Residents of Illinois may be interested to know about an international child custody case that entails an international treaty, specifically the Hague Convention treaty. Under the treaty, children involved in a child custody dispute can be protected from being taken to any other country illegally.
The United States Supreme Court has before it a child custody case in which the parents belong to different nations. The father, a military man married to a woman from Scotland, had been posted to the United States, where they filed for a divorce. While deciding the child custody issue, a lower court allowed the mother could return to Scotland with the child, which the mother did within a few hours of the court’s decision. The father appealed in an appellate court, which dismissed the case as moot because the mother had left the county.
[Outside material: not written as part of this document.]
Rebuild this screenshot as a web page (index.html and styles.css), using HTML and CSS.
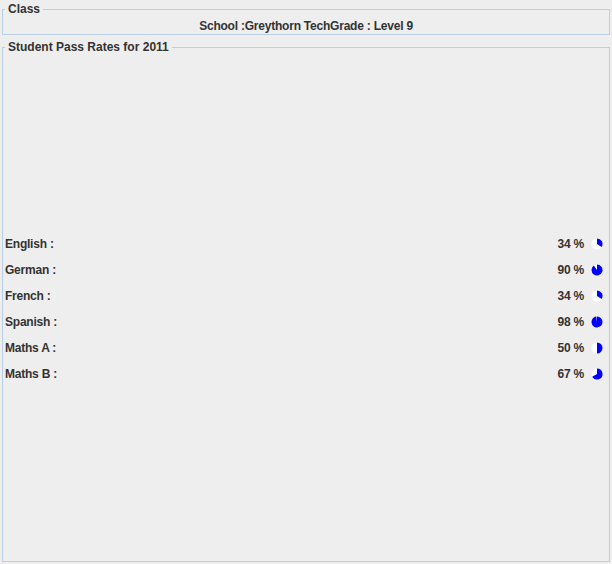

The father then appealed to the Supreme Court to decide the case. At an oral argument before the Court, the mother argued that the Supreme Court does not have jurisdiction over the case according to the terms of the Hague Convention. The father argued that the case began in the United States and that almost immediately and well before he could appeal the judgment of the lower federal court, the child was already in Scotland with her mother. Hence, he did not have reasonable time to pursue his case. He also contended that the mother was not fit to get custody.
The judges differ, but in general, the majority seemed to be sympathetic to the father. However, the Supreme Court has yet to decide the issue. The only question the Supreme Court is deciding is whether under international law the father can ask for the temporary return of the child. Normally, state courts finalize child custody cases and determine the best interests of the child.
Whatever the ruling of the Supreme Court turns out to be, it may be considered an important precedent in child custody cases that estranged couples from different countries may find helpful. Because this area of family law is particularly complex, these couples may consider consulting an attorney who can both explain the law and the procedural matters surrounding an international custody battle.